The task: Retype the whole listing verbatim and keep the pictures out of it.

Source material:

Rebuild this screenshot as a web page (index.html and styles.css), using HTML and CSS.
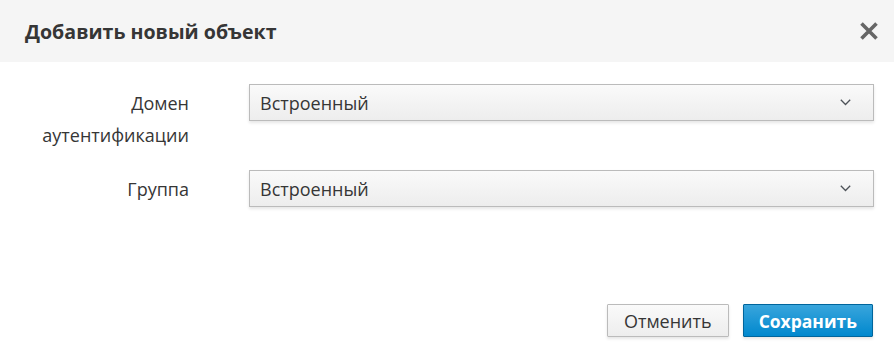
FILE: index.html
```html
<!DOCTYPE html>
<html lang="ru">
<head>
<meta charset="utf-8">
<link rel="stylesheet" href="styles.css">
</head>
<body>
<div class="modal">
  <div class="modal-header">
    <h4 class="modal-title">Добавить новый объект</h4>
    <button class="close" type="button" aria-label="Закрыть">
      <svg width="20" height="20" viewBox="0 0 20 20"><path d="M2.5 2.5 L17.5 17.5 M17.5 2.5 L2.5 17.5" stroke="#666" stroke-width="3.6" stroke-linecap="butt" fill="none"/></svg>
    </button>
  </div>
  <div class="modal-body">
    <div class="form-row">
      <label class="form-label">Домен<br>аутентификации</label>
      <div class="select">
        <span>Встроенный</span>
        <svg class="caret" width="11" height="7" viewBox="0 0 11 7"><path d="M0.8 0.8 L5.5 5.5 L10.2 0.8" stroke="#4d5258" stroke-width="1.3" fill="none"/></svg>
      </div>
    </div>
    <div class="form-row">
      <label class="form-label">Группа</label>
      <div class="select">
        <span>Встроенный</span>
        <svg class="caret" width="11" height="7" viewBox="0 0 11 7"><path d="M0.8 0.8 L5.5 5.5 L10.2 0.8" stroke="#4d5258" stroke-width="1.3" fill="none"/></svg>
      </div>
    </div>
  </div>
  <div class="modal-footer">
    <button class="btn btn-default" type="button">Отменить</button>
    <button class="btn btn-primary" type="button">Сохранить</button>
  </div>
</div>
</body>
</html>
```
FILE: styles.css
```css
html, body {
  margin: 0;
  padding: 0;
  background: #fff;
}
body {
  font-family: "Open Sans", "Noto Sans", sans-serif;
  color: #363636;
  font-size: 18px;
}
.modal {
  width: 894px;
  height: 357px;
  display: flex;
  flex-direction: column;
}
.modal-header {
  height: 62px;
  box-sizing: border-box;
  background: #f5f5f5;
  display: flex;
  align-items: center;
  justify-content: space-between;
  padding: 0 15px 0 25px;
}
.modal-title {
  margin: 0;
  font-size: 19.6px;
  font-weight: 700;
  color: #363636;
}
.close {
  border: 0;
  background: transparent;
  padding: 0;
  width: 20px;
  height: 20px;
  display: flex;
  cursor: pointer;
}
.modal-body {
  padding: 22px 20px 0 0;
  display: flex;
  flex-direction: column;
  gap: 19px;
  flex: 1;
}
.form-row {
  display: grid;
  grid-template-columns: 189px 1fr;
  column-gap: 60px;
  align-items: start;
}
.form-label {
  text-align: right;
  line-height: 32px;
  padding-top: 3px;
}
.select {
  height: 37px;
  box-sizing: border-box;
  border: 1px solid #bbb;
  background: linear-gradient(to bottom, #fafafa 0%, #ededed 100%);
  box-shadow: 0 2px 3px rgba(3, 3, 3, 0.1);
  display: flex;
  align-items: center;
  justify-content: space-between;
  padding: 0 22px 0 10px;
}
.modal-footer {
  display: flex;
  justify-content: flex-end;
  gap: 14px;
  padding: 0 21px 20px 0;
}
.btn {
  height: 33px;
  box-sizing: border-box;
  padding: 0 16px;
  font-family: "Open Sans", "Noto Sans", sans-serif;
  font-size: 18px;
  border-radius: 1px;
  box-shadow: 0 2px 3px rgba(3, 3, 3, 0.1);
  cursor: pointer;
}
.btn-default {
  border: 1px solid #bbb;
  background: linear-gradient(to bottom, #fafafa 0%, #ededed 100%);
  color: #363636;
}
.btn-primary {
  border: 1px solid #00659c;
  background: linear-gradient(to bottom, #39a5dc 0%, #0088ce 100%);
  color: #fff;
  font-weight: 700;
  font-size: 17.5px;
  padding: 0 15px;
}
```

Complete response:
Rebuild this screenshot as a web page (index.html and styles.css), using HTML and CSS.
FILE: index.html
```html
<!DOCTYPE html>
<html lang="ru">
<head>
<meta charset="utf-8">
<link rel="stylesheet" href="styles.css">
</head>
<body>
<div class="modal">
  <div class="modal-header">
    <h4 class="modal-title">Добавить новый объект</h4>
    <button class="close" type="button" aria-label="Закрыть">
      <svg width="20" height="20" viewBox="0 0 20 20"><path d="M2.5 2.5 L17.5 17.5 M17.5 2.5 L2.5 17.5" stroke="#666" stroke-width="3.6" stroke-linecap="butt" fill="none"/></svg>
    </button>
  </div>
  <div class="modal-body">
    <div class="form-row">
      <label class="form-label">Домен<br>аутентификации</label>
      <div class="select">
        <span>Встроенный</span>
        <svg class="caret" width="11" height="7" viewBox="0 0 11 7"><path d="M0.8 0.8 L5.5 5.5 L10.2 0.8" stroke="#4d5258" stroke-width="1.3" fill="none"/></svg>
      </div>
    </div>
    <div class="form-row">
      <label class="form-label">Группа</label>
      <div class="select">
        <span>Встроенный</span>
        <svg class="caret" width="11" height="7" viewBox="0 0 11 7"><path d="M0.8 0.8 L5.5 5.5 L10.2 0.8" stroke="#4d5258" stroke-width="1.3" fill="none"/></svg>
      </div>
    </div>
  </div>
  <div class="modal-footer">
    <button class="btn btn-default" type="button">Отменить</button>
    <button class="btn btn-primary" type="button">Сохранить</button>
  </div>
</div>
</body>
</html>
```
FILE: styles.css
```css
html, body {
  margin: 0;
  padding: 0;
  background: #fff;
}
body {
  font-family: "Open Sans", "Noto Sans", sans-serif;
  color: #363636;
  font-size: 18px;
}
.modal {
  width: 894px;
  height: 357px;
  display: flex;
  flex-direction: column;
}
.modal-header {
  height: 62px;
  box-sizing: border-box;
  background: #f5f5f5;
  display: flex;
  align-items: center;
  justify-content: space-between;
  padding: 0 15px 0 25px;
}
.modal-title {
  margin: 0;
  font-size: 19.6px;
  font-weight: 700;
  color: #363636;
}
.close {
  border: 0;
  background: transparent;
  padding: 0;
  width: 20px;
  height: 20px;
  display: flex;
  cursor: pointer;
}
.modal-body {
  padding: 22px 20px 0 0;
  display: flex;
  flex-direction: column;
  gap: 19px;
  flex: 1;
}
.form-row {
  display: grid;
  grid-template-columns: 189px 1fr;
  column-gap: 60px;
  align-items: start;
}
.form-label {
  text-align: right;
  line-height: 32px;
  padding-top: 3px;
}
.select {
  height: 37px;
  box-sizing: border-box;
  border: 1px solid #bbb;
  background: linear-gradient(to bottom, #fafafa 0%, #ededed 100%);
  box-shadow: 0 2px 3px rgba(3, 3, 3, 0.1);
  display: flex;
  align-items: center;
  justify-content: space-between;
  padding: 0 22px 0 10px;
}
.modal-footer {
  display: flex;
  justify-content: flex-end;
  gap: 14px;
  padding: 0 21px 20px 0;
}
.btn {
  height: 33px;
  box-sizing: border-box;
  padding: 0 16px;
  font-family: "Open Sans", "Noto Sans", sans-serif;
  font-size: 18px;
  border-radius: 1px;
  box-shadow: 0 2px 3px rgba(3, 3, 3, 0.1);
  cursor: pointer;
}
.btn-default {
  border: 1px solid #bbb;
  background: linear-gradient(to bottom, #fafafa 0%, #ededed 100%);
  color: #363636;
}
.btn-primary {
  border: 1px solid #00659c;
  background: linear-gradient(to bottom, #39a5dc 0%, #0088ce 100%);
  color: #fff;
  font-weight: 700;
  font-size: 17.5px;
  padding: 0 15px;
}
```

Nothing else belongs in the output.